What do you have to say that deserves to be celebrated? What have you said that needs to be forgiven?

Food theme

write two pages about the first food you remember preparing for yourself

“Hey, Titsy, I can’t reach the orange juice!” He sounded kind of frantic.
I went to the holey screen door and looked out into the garage to find my younger brother hanging upside down into the deep chest freezer. His back—showing skin as his favorite t-shirt, the one with the big twelve on the front, fell toward his head—was pressed thin against his stomach, which was in turn pressed against the front of his jean shorts. The waistband of the shorts was the only thing keeping him from sliding head-first into the big white abyss, and his feet were the balance to the top half of his body that was barely visible. He called me Titsy because when Adam was really little he couldn’t say Corby, and called me C-Torby or Torby. As he got older he couldn’t say sister, instead substituting titster, which morphed into Titsy. When he is annoyed or is trying to be funny, to this day he calls me Tits. It’s a great nickname, really. One I am proud to bear.
On this night, the one in which my brother was almost lost into the “outside freezer,” our parents were on a rare night out, and we had already cleaned the house, done the dishes, constructed an oddly shaped bookshelf out of scraps of lumber we had found in the garage, and watched several episodes of Belle and Sebastian. We were bored, so we decided to fix ourselves dinner. We weren’t allowed to use the oven when our parents weren’t home—and we didn’t yet own a microwave—so dinner required a little bit of an imagination.
We had a cookbook called The Young Children’s Mix and Fix Cookbook, which was big, with a red and white cover, and we hoped that hidden somewhere inside, behind the Humpty-Dumpty and friends on the cover and nestled among the “Over 55 Tasty, Nutritious Easy-to-Make Recipes,” there was one magical recipe that would tantalize our taste buds. Of course, we fancied ourselves gourmet. What we found was a recipe that combined equal parts orange concentrate and peanut butter. Specifically, I think it was two tablespoons of each—enough to make two sandwiches and to create a wasted can of OJ—mixed together and spread on bread. The recipe was detailed, right down to the way we were supposed cut the bread—in fancy triangles from corner to corner, not ordinary rectangles straight across the white bread the recipe recommended. While I was trying to find the peanut butter in our madhouse of a pantry, he was digging for a can of orange juice concentrate. That was how he ended up suspended, calling for me by his only term of endearment.

The Bohemian Life

Weird Little Thing I Wrote

Rumors of War

She nuzzles deeper into her flannel-lined sleeping bag and tries to quiet the dreams becoming nightmares that interrupt her night. The air, the freshness lulls her outside and promises a restful night. Though it is her own yard and she sleeps inside a warm tent, she lets her empathy move her to other places and into other minds. The planes fly low overhead, buzzing and booming their way across the sky like great gas generators droning the technological revolution into her mind. The beat, the rhythm of the planes is antithetical to the slow moving gurgle of the river. The harsh sonic abrasiveness of the jet engines crashes abrasively against the slow, raspy whispers of the tall pine, whose needles rub softly together giving her the illusion of a God who does love, who does care. She sleeps.

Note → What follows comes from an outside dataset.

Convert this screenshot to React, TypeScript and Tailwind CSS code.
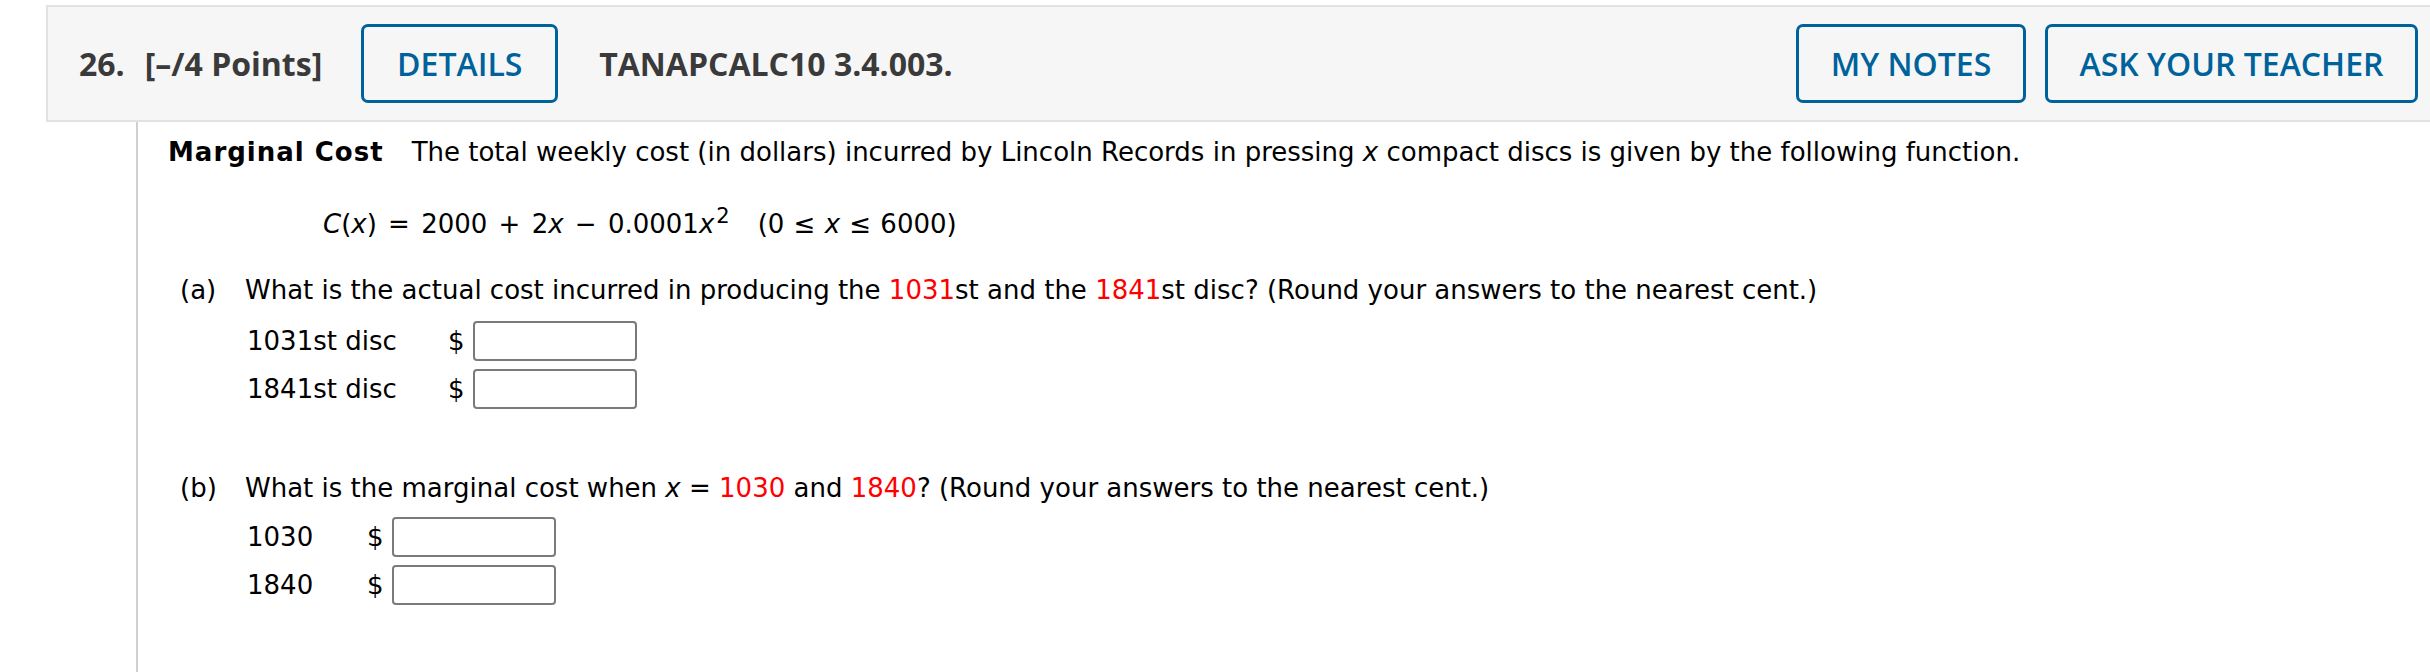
import React from 'react'

const body = { fontFamily: '"DejaVu Sans", Verdana, sans-serif' }
const head = { fontFamily: '"Open Sans", "Liberation Sans", sans-serif' }

function HeaderButton({ label, width }: { label: string; width: string }) {
  return (
    <button
      className={`${width} flex h-[79px] items-center justify-center rounded-[7px] border-[3px] border-[#00629b] bg-[#f6f6f6] text-[32px] font-semibold text-[#00629b]`}
      style={head}
    >
      {label}
    </button>
  )
}

function Red({ children }: { children: React.ReactNode }) {
  return <span className="text-[#ff0000]">{children}</span>
}

function AnswerRow({ label, labelWidth }: { label: string; labelWidth: string }) {
  return (
    <div className="flex h-[40px] items-center">
      <span className={`${labelWidth} shrink-0`}>{label}</span>
      <span className="w-[25px] shrink-0">$</span>
      <div className="h-[40px] w-[164px] rounded-[4px] border-2 border-[#7a7a7a] bg-white" />
    </div>
  )
}

export default function App() {
  return (
    <div className="min-h-[672px] bg-white pl-[46px] pt-[5px]">
      {/* Question header */}
      <div
        className="flex h-[117px] items-center border-2 border-r-0 border-[#e2e2e2] bg-[#f6f6f6] pl-[31px] pr-[12px] text-[#3a3a3a]"
        style={head}
      >
        <span className="text-[32px] font-bold">26.</span>
        <span className="ml-[20px] text-[32px] font-bold">[–/4 Points]</span>
        <div className="ml-[39px]">
          <HeaderButton label="DETAILS" width="w-[197px]" />
        </div>
        <span className="ml-[41px] text-[32px] font-bold">TANAPCALC10 3.4.003.</span>
        <div className="ml-auto flex gap-[19px]">
          <HeaderButton label="MY NOTES" width="w-[230px]" />
          <HeaderButton label="ASK YOUR TEACHER" width="w-[373px]" />
        </div>
      </div>

      {/* Question body */}
      <div className="ml-[90px] min-h-[550px] border-l-2 border-[#d0d0d0] pl-[30px] pt-[15px] text-[26px] leading-[30px] text-black" style={body}>
        <p>
          <span className="font-bold tracking-[1px]">Marginal Cost</span>
          <span className="ml-[28px]">
            The total weekly cost (in dollars) incurred by Lincoln Records in pressing <i>x</i> compact discs is given by the following function.
          </span>
        </p>

        <p className="mt-[42px] pl-[155px]">
          <span className="[word-spacing:3px]">
            <i>C</i>(<i>x</i>) = 2000 + 2<i>x</i> − 0.0001<i>x</i>
          </span>
          <sup className="ml-[2px] text-[21px]">2</sup>
          <span className="ml-[28px] [word-spacing:1px]">
            (0 ≤ <i>x</i> ≤ 6000)
          </span>
        </p>

        {/* Part (a) */}
        <div className="mt-[36px] pl-[12px]">
          <div className="flex">
            <span className="w-[65px] shrink-0">(a)</span>
            <span>
              What is the actual cost incurred in producing the <Red>1031</Red>st and the <Red>1841</Red>st disc? (Round your answers to the nearest cent.)
            </span>
          </div>
          <div className="mt-[16px] flex flex-col gap-[8px] pl-[67px]">
            <AnswerRow label="1031st disc" labelWidth="w-[201px]" />
            <AnswerRow label="1841st disc" labelWidth="w-[201px]" />
          </div>
        </div>

        {/* Part (b) */}
        <div className="mt-[64px] pl-[12px]">
          <div className="flex">
            <span className="w-[65px] shrink-0">(b)</span>
            <span>
              What is the marginal cost when <i>x</i> = <Red>1030</Red> and <Red>1840</Red>? (Round your answers to the nearest cent.)
            </span>
          </div>
          <div className="mt-[14px] flex flex-col gap-[8px] pl-[67px]">
            <AnswerRow label="1030" labelWidth="w-[120px]" />
            <AnswerRow label="1840" labelWidth="w-[120px]" />
          </div>
        </div>
      </div>
    </div>
  )
}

There will be wars and rumors of wars. The planes become less of an annoyance and more of a reminder that other people in other places live with this raucous persistence every day. In those places, planes carry a threat. They carry sadness: the sadness that comes when an orphan is made, the sadness that comes when a parent sees a die, and the sadness that comes when those who fly the planes realize what they have done and don’t understand why they have done it. The sleeping woman envisions the nightmares of others. She sees them happen in front of her, but cannot look away. She reaches out to help, but cannot get there. She struggles to comfort the children, but they will not stop crying. The sirens scream past her in the night foretelling more tragedy. Buildings burn. Things get lost. People die. The ground shakes, though the clay is hard and unforgiving. The tremors come. Bombs rip through the air, punching holes in buildings, showering the already parched land with glowing embers. She thinks the fiery flowers remind her of celebrations from another time. They open in the night sky. Purple. Red. Yellow. Each burst more brightly lit than the last. This may be the last war.

Foxes have holes. Birds have nests. The son of man has nowhere to lay his head. Sometimes she wears a shirt that says, “Jesus was homeless.” She thinks, “Jesus is homeless.” As she sleeps, the woman lives under the Elm Street Bridge. All day long she pushes her meager collection through the streets in a wobbly-wheeled shopping cart. Squeaking along. Some days, there is no cart and she carries everything in thin, plastic bags. They tear. Her food falls, spilling out onto the road, cans clunking, rolling, and bottles breaking. The cars do not stop. They rush past in a fury. Sometimes they honk and the drivers yell. Each night, her possessions are gathered, collected, and guarded. Sleep is extravagance. Each noise, each night, is the sound of intrusion, violation. Are the approaching footfalls hostile or friendly? The rush of the tires and engines gliding along Elm Street above is amplified. The rocks are jagged and hard, and her cardboard bed is not thick enough. She waits every night for any man to come and take her, or her belongings, against her will. She knows one day she will come to this spot, her home, and all will be lost. Someone will have stolen her life. Someone will have deemed her unsightly. Someone will have erased her. Even her cardboard bed will be missing.

Inside her tent, the woman awakes, stiff but rested. These thoughts and dreams she has experienced are merely empathetic sensations. To others they are apocalyptic resonances of terror. She asks: Will I be next? I will lift up my eyes to the hills—from whence comes my help?